Même avec la réglementation des pratiques du «web scraping», l’ABBL n’est pas encore satisfaite de la directive DSP2. (Photo: Licence C. C.)

Même avec la réglementation des pratiques du «web scraping», l’ABBL n’est pas encore satisfaite de la directive DSP2. (Photo: Licence C. C.)

C’était l’une des pommes de discorde de la DSP2 entre les banques et les nouveaux acteurs de la finance. Le «web scraping», qui regroupe l’ensemble des techniques permettant aux fintech d’obtenir sur le web des informations bancaires avec l’aval du client, mais sans le consentement des banques, sera désormais encadré.

Vendredi, l’exécutif européen annonçait en effet avoir modifié la directive dans ce sens.
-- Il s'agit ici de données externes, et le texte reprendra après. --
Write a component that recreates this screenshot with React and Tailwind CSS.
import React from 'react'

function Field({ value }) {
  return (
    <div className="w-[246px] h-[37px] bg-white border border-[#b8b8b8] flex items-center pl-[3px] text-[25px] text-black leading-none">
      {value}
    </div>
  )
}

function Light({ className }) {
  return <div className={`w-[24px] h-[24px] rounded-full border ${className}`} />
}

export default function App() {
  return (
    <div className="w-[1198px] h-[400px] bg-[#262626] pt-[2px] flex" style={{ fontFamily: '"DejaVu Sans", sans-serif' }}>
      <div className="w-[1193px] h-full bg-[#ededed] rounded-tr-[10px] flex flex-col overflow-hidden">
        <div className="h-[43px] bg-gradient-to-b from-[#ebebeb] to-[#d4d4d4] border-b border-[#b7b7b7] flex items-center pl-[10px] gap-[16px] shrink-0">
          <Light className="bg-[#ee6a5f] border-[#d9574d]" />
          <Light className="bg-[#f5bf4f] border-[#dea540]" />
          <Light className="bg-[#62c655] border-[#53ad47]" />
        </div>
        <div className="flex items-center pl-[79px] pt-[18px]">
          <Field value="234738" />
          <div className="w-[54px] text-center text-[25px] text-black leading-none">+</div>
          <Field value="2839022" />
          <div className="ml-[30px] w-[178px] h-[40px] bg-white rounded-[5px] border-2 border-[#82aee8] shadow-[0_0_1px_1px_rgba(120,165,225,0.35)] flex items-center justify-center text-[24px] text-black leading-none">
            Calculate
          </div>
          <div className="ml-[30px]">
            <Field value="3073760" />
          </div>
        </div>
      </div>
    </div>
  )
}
L’obtention de telles données par les jeunes pousses de la finance devra donc se faire désormais par le biais d’un «accès par protocole informatique» ou API (application programming interface) développé par les banques. En d’autres termes, les établissements financiers traditionnels auront désormais la maîtrise des données de leurs clients. Un délai de 18 mois, après l’entrée en vigueur des normes techniques réglementaires de la directive DSP2, fixée au 13 janvier, a été décidé pour que ceux-ci puissent développer ces API.
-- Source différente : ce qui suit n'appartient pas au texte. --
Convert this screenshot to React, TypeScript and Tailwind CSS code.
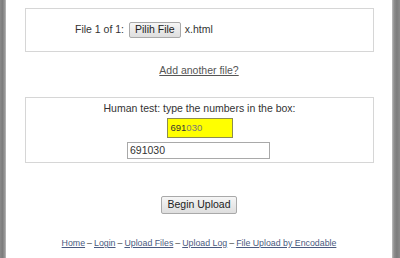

Ouvrir le chemin est une chose, mais reconnaître la valeur des choses en est une autre.

Marc Hemmerling, general counsel — Digital banking, Fintech & Payments à l’ABBL

«Cela va dans la bonne direction», commente Marc Hemmerling de l’ABBL. Le spécialiste fintech de l’Association des banques et banquiers Luxembourg reste toutefois sur ses gardes. «La loi qui transposera la directive doit intervenir courant 2019. La question qui reste en suspens concerne donc la période de transition, et il reste des aspects qui sont soumis à interprétation dans le texte validé par la Commission.»

Un secteur bancaire à la traîne

Soumise à d’intenses tractations en coulisses entre les banques, d’un côté, et les Gafa, de l’autre, la méthode du «web scraping» a permis aux géants de l’internet de pouvoir développer rapidement des solutions alternatives de paiement, comme la commande en 1-Click d’Amazon ou l’Apple Pay, et ainsi grappiller des parts de marché sur un marché bancaire en pleine évolution.

«Le secteur bancaire ne se montre pas très dynamique pour s’ouvrir aux nouvelles tendances et le ‘web scraping’ était un moyen pour la Commission de faire pression pour l’obliger à innover plus rapidement», estime le président de l’Association professionnelle de la société de l’information (Apsi), Jean Diederich. «Il est clair que les banques traînent les pieds concernant la DSP2, et ce nouveau changement risque de reporter encore un peu plus son entrée en vigueur.»

Un bras de fer continu

De son côté, l’ABBL estime que la directive DSP2 n’est pas encore satisfaisante. Car même si elle ouvre le chemin pour de nouveaux acteurs et à l’innovation, le texte reste encore «asymétrique». Car le véritable enjeu pour les banques est de s’assurer qu’elles pourront monnayer les données de leurs clients.

«Dans le texte, il n’est pas prévu qu’une banque ait une relation contractuelle avec ces nouveaux acteurs, alors même que ces derniers utilisent les données qui sont en possession des établissements bancaires pour faire du business», argumente Marc Hemmerling. «Ouvrir le chemin est une chose, mais reconnaître la valeur des choses en est une autre.»

Le bras de fer est donc loin de se finir et les efforts de lobbying des deux camps vont s’intensifier dans les couloirs du Parlement européen. La décision de la Commission doit, en effet, encore être validée par un vote d’ici la fin de l’année. «Les choses ne vont certainement pas s’arranger, car les deux camps ne réussissent pas à se mettre d’accord, et c’est dommage car l’innovation doit être vue comme une opportunité par tous les acteurs pour conquérir de nouveaux marchés», conclut Jean Diederich.